### N-Gram Models

N-gram Models are a technique used in natural language processing and language modeling that models sequences of words (or symbol sequences) of a specific length. These models learn the sequential dependencies between words and are used to predict future words. Essentially, the probability of a word or word sequence is computed based only on the preceding N words.

![n-gram-models](../images/3/3-n-gram-models.png)

Here, N refers to the length of the word sequence. For example:

- 1-gram (Unigram): Each word is considered independently.
- 2-gram (Bigram): The probability of a word depends only on the previous word.
- 3-gram (Trigram): The probability of a word depends on the previous two words.

N-gram models typically learn by counting the frequency of each word sequence and then calculating probabilities based on these frequencies.

---

#### Use Cases of N-gram Models

- Language Modeling: N-gram models are used to learn the structure of a language and generate text that follows grammatical rules. For instance, completing a sentence or predicting a sequence of words.
- Spell Checking: Used to correct spelling mistakes or provide suggestions. For example, predicting the correct spelling of a misspelled word.
- Machine Translation: N-gram models can be used to translate words from the source language to the target language. They are particularly useful for matching sequential words accurately.
- Text Classification: N-grams can be used as features in text classification tasks, such as spam email detection or sentiment analysis.
- Speech Recognition: N-gram models can be used to predict the correct words while transcribing spoken commands into text.
- Information Retrieval (Search Engines): N-gram models can be used to predict the most likely results related to search queries.

#### Advantages

- Simplicity: N-gram models have a very simple structure and are easy to set up. They learn word dependencies by only considering previous words.
- Efficient Computation: Learning and prediction processes are fast because these models only consider fixed-length word sequences and typically require remembering only a few previous words.
- Effective Language Modeling: Especially useful for smaller datasets, as they are good for understanding and predicting the structure of language.

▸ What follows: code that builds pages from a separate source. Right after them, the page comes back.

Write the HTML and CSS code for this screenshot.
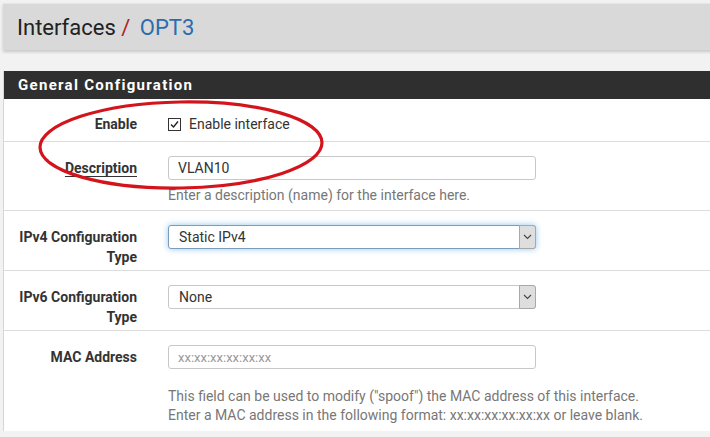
FILE: index.html
```html
<!DOCTYPE html>
<html lang="en">
<head>
  <meta charset="UTF-8">
  <title>Interfaces / OPT3</title>
  <link rel="stylesheet" href="styles.css">
</head>
<body>

<div class="page">
  <header class="breadcrumb-bar">
    <h1>Interfaces <span class="sep">/</span> <span class="current">OPT3</span></h1>
  </header>

  <!-- General Configuration -->
  <section class="panel">
    <h2 class="panel-heading">General Configuration</h2>

    <div class="panel-body">
      <div class="form-group row-enable">
        <label class="field-label">Enable</label>
        <div class="field">
          <span class="checkbox">
            <span class="box">
              <svg width="11" height="11" viewBox="0 0 11 11"><path d="M2 5.5 L4.5 8 L9 2.5" fill="none" stroke="#222" stroke-width="1.4"/></svg>
            </span>
            Enable interface
          </span>
        </div>
      </div>

      <div class="form-group">
        <label class="field-label"><span class="required">Description</span></label>
        <div class="field">
          <input type="text" class="form-field" value="VLAN10">
          <p class="help">Enter a description (name) for the interface here.</p>
        </div>
      </div>

      <div class="form-group">
        <label class="field-label">IPv4 Configuration Type</label>
        <div class="field">
          <div class="select focused">
            <span>Static IPv4</span>
            <span class="arrow"><svg width="9" height="6" viewBox="0 0 9 6"><path d="M1 1 L4.5 4.5 L8 1" fill="none" stroke="#444" stroke-width="1.1"/></svg></span>
          </div>
        </div>
      </div>

      <div class="form-group">
        <label class="field-label">IPv6 Configuration Type</label>
        <div class="field">
          <div class="select">
            <span>None</span>
            <span class="arrow"><svg width="9" height="6" viewBox="0 0 9 6"><path d="M1 1 L4.5 4.5 L8 1" fill="none" stroke="#444" stroke-width="1.1"/></svg></span>
          </div>
        </div>
      </div>

      <div class="form-group row-mac">
        <label class="field-label">MAC Address</label>
        <div class="field">
          <input type="text" class="form-field mac" placeholder="xx:xx:xx:xx:xx:xx">
          <p class="help spaced">This field can be used to modify ("spoof") the MAC address of this interface.<br>
            Enter a MAC address in the following format: xx:xx:xx:xx:xx:xx or leave blank.</p>
        </div>
      </div>
    </div>
  </section>

  <!-- red marker drawn on the screenshot -->
  <svg class="marker" width="292" height="96" viewBox="0 0 292 96">
    <ellipse cx="146" cy="48" rx="141" ry="43" fill="none" stroke="#d4141c" stroke-width="3.2" transform="rotate(-1 146 48)"/>
  </svg>
</div>

</body>
</html>
```

FILE: styles.css
```css
html, body {
  margin: 0;
  padding: 0;
  overflow: hidden;
}
body {
  font-family: 'Roboto', 'Liberation Sans', sans-serif;
  background: #f2f2f2;
  color: #333;
}
.page {
  position: relative;
  padding: 3px 0 0 3px;
  width: 740px;
}
.breadcrumb-bar {
  background: #d9d9d9;
  height: 47px;
  display: flex;
  align-items: center;
  padding-left: 14px;
  box-shadow: 0 2px 3px rgba(0, 0, 0, 0.18);
  border-top: 1px solid #e6e6e6;
  box-sizing: border-box;
}
.breadcrumb-bar h1 {
  margin: 0;
  font-size: 22px;
  font-weight: 400;
  color: #222;
}
.breadcrumb-bar .sep {
  color: #b0202a;
}
.breadcrumb-bar .current {
  color: #2b6cae;
  margin-left: 4px;
}
.panel {
  margin-top: 21px;
  background: #fff;
  border-left: 1px solid #d6d6d6;
}
.panel-heading {
  margin: 0;
  background: #2f2f2f;
  color: #fff;
  font-size: 15px;
  font-weight: 700;
  letter-spacing: 1.3px;
  height: 28px;
  line-height: 29px;
  padding-left: 14px;
}
.form-group {
  display: grid;
  grid-template-columns: 133px 1fr;
  column-gap: 31px;
  padding: 14px 0 5px;
  border-top: 1px solid #dcdcdc;
}
.panel-body .form-group:first-child {
  border-top: none;
  padding: 15px 0 7px;
}
.form-group.row-mac {
  padding-bottom: 6px;
}
.field-label {
  text-align: right;
  font-size: 14px;
  font-weight: 700;
  line-height: 20px;
  padding-top: 2px;
  margin-bottom: -2px;
  color: #333;
}
.row-enable .field-label {
  padding-top: 0;
  margin-bottom: 0;
}
.required {
  text-decoration: underline;
  text-underline-offset: 3px;
}
.checkbox {
  display: flex;
  align-items: center;
  gap: 8px;
  font-size: 14px;
  line-height: 20px;
  color: #333;
}
.checkbox .box {
  width: 11px;
  height: 11px;
  border: 1px solid #333;
  background: #fff;
  display: flex;
}
.form-field {
  width: 368px;
  height: 24px;
  box-sizing: border-box;
  border: 1px solid #c8c8c8;
  border-radius: 3px;
  padding: 0 9px;
  font-family: inherit;
  font-size: 14px;
  color: #333;
  display: block;
}
.form-field.mac::placeholder {
  color: #999;
  font-size: 13px;
}
.help {
  margin: 6px 0 0;
  font-size: 14px;
  line-height: 19px;
  color: #777;
  white-space: nowrap;
}
.help.spaced {
  margin-top: 18px;
}
.select {
  position: relative;
  width: 368px;
  height: 24px;
  box-sizing: border-box;
  border: 1px solid #c8c8c8;
  border-radius: 3px;
  padding-left: 10px;
  font-size: 14px;
  line-height: 22px;
  color: #333;
  background: #fff;
}
.select.focused {
  border-color: #7a9cbd;
  box-shadow: 0 0 6px rgba(102, 175, 233, 0.7);
}
.select .arrow {
  position: absolute;
  top: -1px;
  right: -1px;
  width: 17px;
  height: 24px;
  box-sizing: border-box;
  background: #dedede;
  border: 1px solid #a8a8a8;
  border-radius: 0 3px 3px 0;
  display: flex;
  align-items: center;
  justify-content: center;
}
.marker {
  position: absolute;
  left: 35px;
  top: 97px;
}
```
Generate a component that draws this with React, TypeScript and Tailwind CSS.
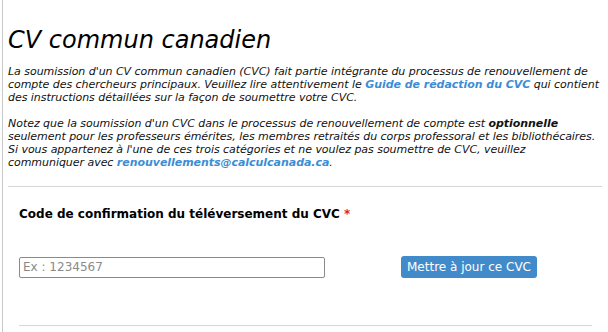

N-grams can be effective in learning sequential relationships.
- Easy Implementation: N-grams can be practically applied in nearly every NLP task, making them a common solution.

#### Disadvantages

- Dependency Issues: N-gram models only consider the previous N-1 words, which ignores dependencies over longer distances. This can be problematic, especially in long sentences or texts with more complex linguistic structures.
- Data Sparsity: If your N-gram model is large (e.g., trigrams or four-grams), you'll need a very large dataset to compute all the probabilities. This can make it difficult to predict rare word sequences and lead to data sparsity issues.
- Large Data Requirements: Larger N values require more data. For example, trigram or four-gram models require very large datasets, increasing computational costs.
- Complexity: As you create larger language models, higher-order N-grams can consume more memory and take longer to process.
- General Performance Limitations: N-gram models may struggle to capture deep context and semantic relationships in language. This is why more complex models (e.g., deep learning-based models) often provide better results.


---


In [1]:
from collections import Counter

from nltk.tokenize import word_tokenize
from nltk.util import ngrams

In [2]:
# Sample data
corpus = [
    "I love you",
    "I love apple",
    "I love programming",
    "You love me",
    "She loves apple",
    "They love you",
    "I love you and you love me",
]

In [3]:
# Tokenize
tokens = [word_tokenize(sentence.lower()) for sentence in corpus]
print(tokens)

[['i', 'love', 'you'], ['i', 'love', 'apple'], ['i', 'love', 'programming'], ['you', 'love', 'me'], ['she', 'loves', 'apple'], ['they', 'love', 'you'], ['i', 'love', 'you', 'and', 'you', 'love', 'me']]


In [4]:
# n-gram -> n=2
bigrams = []
for token_list in tokens:
    bigrams.extend(ngrams(token_list, 2))

print(bigrams)

[('i', 'love'), ('love', 'you'), ('i', 'love'), ('love', 'apple'), ('i', 'love'), ('love', 'programming'), ('you', 'love'), ('love', 'me'), ('she', 'loves'), ('loves', 'apple'), ('they', 'love'), ('love', 'you'), ('i', 'love'), ('love', 'you'), ('you', 'and'), ('and', 'you'), ('you', 'love'), ('love', 'me')]


In [5]:
# Bigram Frequency Counter
bigrams_freq = Counter(bigrams)

print(bigrams_freq)

Counter({('i', 'love'): 4, ('love', 'you'): 3, ('you', 'love'): 2, ('love', 'me'): 2, ('love', 'apple'): 1, ('love', 'programming'): 1, ('she', 'loves'): 1, ('loves', 'apple'): 1, ('they', 'love'): 1, ('you', 'and'): 1, ('and', 'you'): 1})


In [6]:
# n-gram -> n=3
trigrams = []
for token_list in tokens:
    trigrams.extend(ngrams(token_list, 3))

print(trigrams)

[('i', 'love', 'you'), ('i', 'love', 'apple'), ('i', 'love', 'programming'), ('you', 'love', 'me'), ('she', 'loves', 'apple'), ('they', 'love', 'you'), ('i', 'love', 'you'), ('love', 'you', 'and'), ('you', 'and', 'you'), ('and', 'you', 'love'), ('you', 'love', 'me')]


In [7]:
# Bigram Frequency Counter
trigrams_freq = Counter(trigrams)

print(trigrams_freq)

Counter({('i', 'love', 'you'): 2, ('you', 'love', 'me'): 2, ('i', 'love', 'apple'): 1, ('i', 'love', 'programming'): 1, ('she', 'loves', 'apple'): 1, ('they', 'love', 'you'): 1, ('love', 'you', 'and'): 1, ('you', 'and', 'you'): 1, ('and', 'you', 'love'): 1})


In [8]:
# Calculate the probability of the bigram "I love" being followed by "you" or "apple"
i_love = ("i", "love")  # ("i", "love")

prob_you = trigrams_freq[(i_love + ("you",))] / bigrams_freq[i_love]
prob_apple = trigrams_freq[(i_love + ("apple",))] / bigrams_freq[i_love]

In [9]:
print("Probability of you:", prob_you)
print("Probability of apple:", prob_apple)

Probability of you: 0.5
Probability of apple: 0.25